Soit, le cinéma québécois a aussi connu en 2008 son lot d'échecs et de demi-échecs, gracieuseté de l'indigeste Cruising Bar 2 (grand champion du box-office), de l'invraisemblable Ligne brisée, du mal-aimé Piège américain ou du confidentiel Cas Roberge.

Quelques films qui n'ont pas trouvé leur public en salle méritent cependant une deuxième vie en DVD. Je pense en particulier au Banquet de Sébastien Rose, un chassé-croisé tendu dans le monde universitaire, bien joué, bien réalisé, bien rythmé, efficace et dynamique, toujours sur le fil du rasoir et évitant la plupart des clichés propre au thriller. Que ce bon film n'ait pas davantage été vu reste pour moi un mystère.

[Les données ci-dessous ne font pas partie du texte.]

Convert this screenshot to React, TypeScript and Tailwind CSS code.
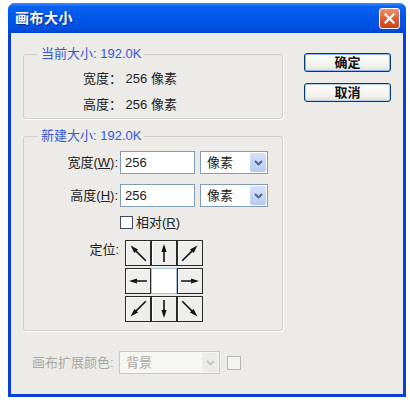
import React from 'react';

const font = "font-['Liberation_Sans','Noto_Sans_CJK_SC',sans-serif]";

function Arrow({ angle, long }: { angle: number; long?: boolean }) {
  // arrow pointing up, rotated to the wanted direction
  const y1 = long ? 23 : 21;
  const tip = long ? 1.5 : 3;
  return (
    <svg width="24" height="24" viewBox="0 0 24 24">
      <g transform={`rotate(${angle} 12 12)`}>
        <line x1="12" y1={y1} x2="12" y2={tip + 5} stroke="#111" strokeWidth="1.6" />
        <polygon points={`12,${tip} 9.4,${tip + 8} 14.6,${tip + 8}`} fill="#111" />
      </g>
    </svg>
  );
}

function Cell({ angle, center }: { angle?: number; center?: boolean }) {
  if (center) {
    return <div className="w-[26px] h-[26px] bg-white border border-[#a9c3df]" />;
  }
  return (
    <div className="w-[26px] h-[26px] border border-[#2a2a2a] bg-[#eeeeec] flex items-center justify-center shadow-[inset_1px_1px_0_#ffffff]">
      <Arrow angle={angle ?? 0} long={(angle ?? 0) % 90 !== 0} />
    </div>
  );
}

function Chevron({ color }: { color: string }) {
  return (
    <svg width="9" height="6" viewBox="0 0 9 6">
      <polyline points="1,1 4.5,4.5 8,1" fill="none" stroke={color} strokeWidth="1.8" />
    </svg>
  );
}

function Select({ value, disabled, width }: { value: string; disabled?: boolean; width: string }) {
  return (
    <div
      className={`${width} h-[23px] flex items-stretch border ${
        disabled ? 'border-[#cac8bb] bg-[#f6f6f2]' : 'border-[#7f9db9] bg-white'
      }`}
    >
      <span
        className={`flex-1 pl-[6px] flex items-center text-[13px] ${disabled ? 'text-[#a8a8a0]' : 'text-[#222]'}`}
      >
        {value}
      </span>
      <span
        className={`w-[16px] m-[1px] rounded-[2px] flex items-center justify-center ${
          disabled ? 'bg-[#ecece6]' : 'bg-[linear-gradient(180deg,#d6e2fc,#b7cbf4)]'
        }`}
      >
        <Chevron color={disabled ? '#c4c4bc' : '#4d6185'} />
      </span>
    </div>
  );
}

function XpButton({ label, isDefault }: { label: string; isDefault?: boolean }) {
  return (
    <button
      className={`w-[87px] h-[19px] rounded-[3px] border border-[#003c74] bg-[linear-gradient(180deg,#ffffff,#f2f1ea_70%,#e3e1d6)] text-[13px] font-bold text-[#111] leading-none flex items-center justify-center ${
        isDefault ? 'shadow-[inset_0_0_0_1px_#8fb4ee]' : 'shadow-[inset_0_0_0_1px_#b9cdee]'
      }`}
    >
      {label}
    </button>
  );
}

export default function App() {
  const grid: (number | null)[][] = [
    [-45, 0, 45],
    [-90, null, 90],
    [-135, 180, 135],
  ];

  return (
    <div className={`w-[410px] h-[400px] bg-white pt-[3px] pl-[8px] ${font}`}>
      <div className="w-[398px] h-[394px] rounded-t-[7px] bg-[#0a3fd9] flex flex-col overflow-hidden">
        {/* TITLE BAR */}
        <div className="h-[30px] flex items-center justify-between pl-[7px] pr-[6px] bg-[linear-gradient(180deg,#3d8dff_0%,#0a62f2_12%,#0058ea_45%,#0052e2_80%,#0045cf_100%)]">
          <span className="text-white text-[14px] font-bold tracking-[0.5px] [text-shadow:1px_1px_0_#0a2a90]">画布大小</span>
          <div className="w-[21px] h-[21px] rounded-[3px] border border-white bg-[linear-gradient(180deg,#f0906c,#e35a2e_55%,#cc4216)] flex items-center justify-center">
            <svg width="11" height="11" viewBox="0 0 11 11">
              <path d="M1.5 1.5 L9.5 9.5 M9.5 1.5 L1.5 9.5" stroke="white" strokeWidth="2.2" strokeLinecap="square" />
            </svg>
          </div>
        </div>

        {/* CLIENT */}
        <div className="flex-1 mx-[3px] mb-[3px] bg-[#ecebe8] flex pl-[12px] text-[#222]">
          <div className="w-[260px] flex flex-col pt-[13px]">
            {/* current size */}
            <fieldset className="border border-[#d0d0c4] rounded-[3px] pb-[5px] shadow-[1px_1px_0_#fff]">
              <legend className="ml-[14px] px-[3px] text-[13px] leading-[16px] text-[#3558d4]">当前大小: 192.0K</legend>
              <div className="flex flex-col gap-[10px] mt-[9px] pl-[59px] text-[13px] leading-[16px]">
                <div>宽度： 256 像素</div>
                <div>高度： 256 像素</div>
              </div>
            </fieldset>

            {/* new size */}
            <fieldset className="mt-[9px] border border-[#d0d0c4] rounded-[3px] pb-[8px] shadow-[1px_1px_0_#fff]">
              <legend className="ml-[14px] px-[3px] text-[13px] leading-[16px] text-[#3558d4]">新建大小: 192.0K</legend>
              <div className="flex items-center mt-[7px] text-[13px]">
                <span className="w-[95px] text-right pr-[1px]">
                  宽度(<span className="underline">W</span>):
                </span>
                <div className="ml-[1px] w-[75px] h-[23px] border border-[#7f9db9] bg-white pl-[4px] flex items-center">256</div>
                <div className="ml-[5px]">
                  <Select value="像素" width="w-[68px]" />
                </div>
              </div>
              <div className="flex items-center mt-[10px] text-[13px]">
                <span className="w-[95px] text-right pr-[1px]">
                  高度(<span className="underline">H</span>):
                </span>
                <div className="ml-[1px] w-[75px] h-[23px] border border-[#7f9db9] bg-white pl-[4px] flex items-center">256</div>
                <div className="ml-[5px]">
                  <Select value="像素" width="w-[68px]" />
                </div>
              </div>
              <div className="flex items-center mt-[9px] pl-[96px] text-[13px] leading-[13px]">
                <span className="w-[13px] h-[13px] border border-[#3a4a60] bg-white" />
                <span className="ml-[3px]">
                  相对(<span className="underline">R</span>)
                </span>
              </div>
              <div className="flex mt-[11px]">
                <span className="w-[95px] text-right text-[13px] leading-[16px] pt-[2px]">定位:</span>
                <div className="ml-[6px] flex flex-col gap-[2px]">
                  {grid.map((row, r) => (
                    <div key={r} className="flex">
                      {row.map((a, c) =>
                        a === null ? <Cell key={c} center /> : <Cell key={c} angle={a} />
                      )}
                    </div>
                  ))}
                </div>
              </div>
            </fieldset>

            {/* canvas extension colour */}
            <div className="flex items-center mt-[20px] text-[13px]">
              <span className="w-[96px] pl-[9px] text-[#a8a8a0]">画布扩展颜色:</span>
              <Select value="背景" width="w-[101px]" disabled />
              <span className="ml-[7px] w-[14px] h-[14px] border border-[#b8b8b0] bg-[#f4f4f0]" />
            </div>
          </div>

          {/* BUTTONS */}
          <div className="ml-[21px] pt-[20px] flex flex-col gap-[11px]">
            <XpButton label="确定" isDefault />
            <XpButton label="取消" />
          </div>
        </div>
      </div>
    </div>
  );
}
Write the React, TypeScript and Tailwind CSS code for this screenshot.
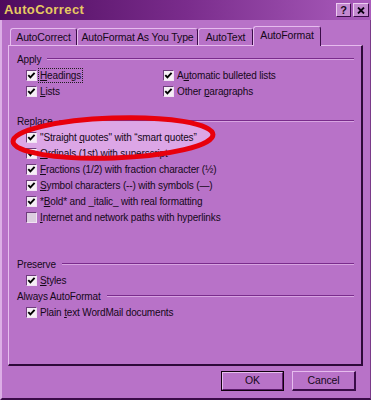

Mais par-dessus tout, 2008 restera pour moi l'année, à marquer d'une pierre blanche, d'un authentique coup de coeur cinématographique: Tout est parfait d'Yves-Christian Fournier.

Un film dur et poignant sur le suicide des jeunes et sur le deuil qu'il provoque. Un premier long métrage coup-de-poing, bouleversant de réalisme et de désespoir. Une oeuvre parfaitement maîtrisée, dont la réalisation épurée, d'une âpreté de circonstance, est tout aussi brillante que le scénario, fin, juste, intelligent, de Guillaume Vigneault.

Tout est parfait fut pour moi un électrochoc inattendu. Ne serait-ce que pour ce film, je ne saurais considérer 2008 comme une «mauvaise» année pour le cinéma québécois. Pour tout dire, plus j'y pense et plus je suis convaincu du contraire.